When the Legislature sorts itself out, it will be overload as usual. The number of bills introduced assures that hijinks will continue—more gut-and-replace, more stealth moves to pass bills without public scrutiny. We need to have repeats of the demonstrations scheduled for today. We need democracy in our state government. We need ethics. We need representation. Or not, it will depend on whether there is continued citizen pressure applied for reform, and what the response will be from younger and newly-elected senators and representatives.
On the other side, huge piles of money are being stockpiled to influence state legislators this session:
Richard Borecca reported (Jan 13, 2013):
At the same time, lobbyists influential with the Abercrombie administration, including John Radcliffe and William Kaneko, are putting together a “2013 Thought Leaders Conference” to run the day before the Legislature opens.

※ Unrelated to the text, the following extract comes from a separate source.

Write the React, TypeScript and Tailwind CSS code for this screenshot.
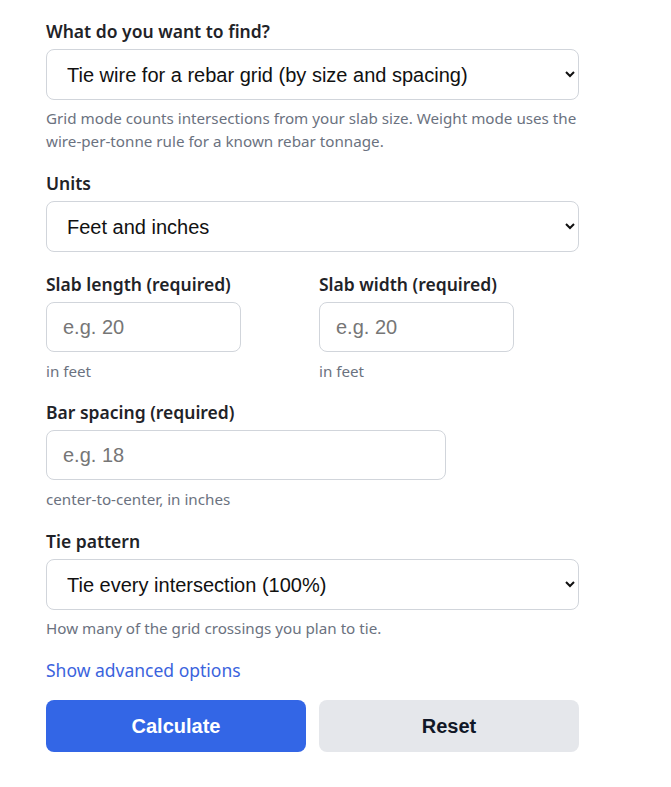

Not reported is that Radcliffe is rumored to have a budget of at least $50,000 to lobby for gambling this session, given that incoming Speaker Joe Souki has supported allowing gambling in the state. He will have the backing of his “thought leaders” while gambling opponents will scramble to re-ignite opposition among those who fought this evil years ago and assumed the issue had safely cooled down.
Other battle lines are being drawn. For example, monstrously big wind farms on Neighbor Islands which advocates see as prostituting their environment to supply electrical power to Oahu have polarized advocates. This session is likely to make decisive moves in one direction or the other.
And finally, reformers want to see major changes in how the Legislature operates. Can they motivate enough people to make this happen? In the past, ethics bills seldom, if ever, even managed to be heard.
All this and more could make 2013 one of the most contentious sessions in many years.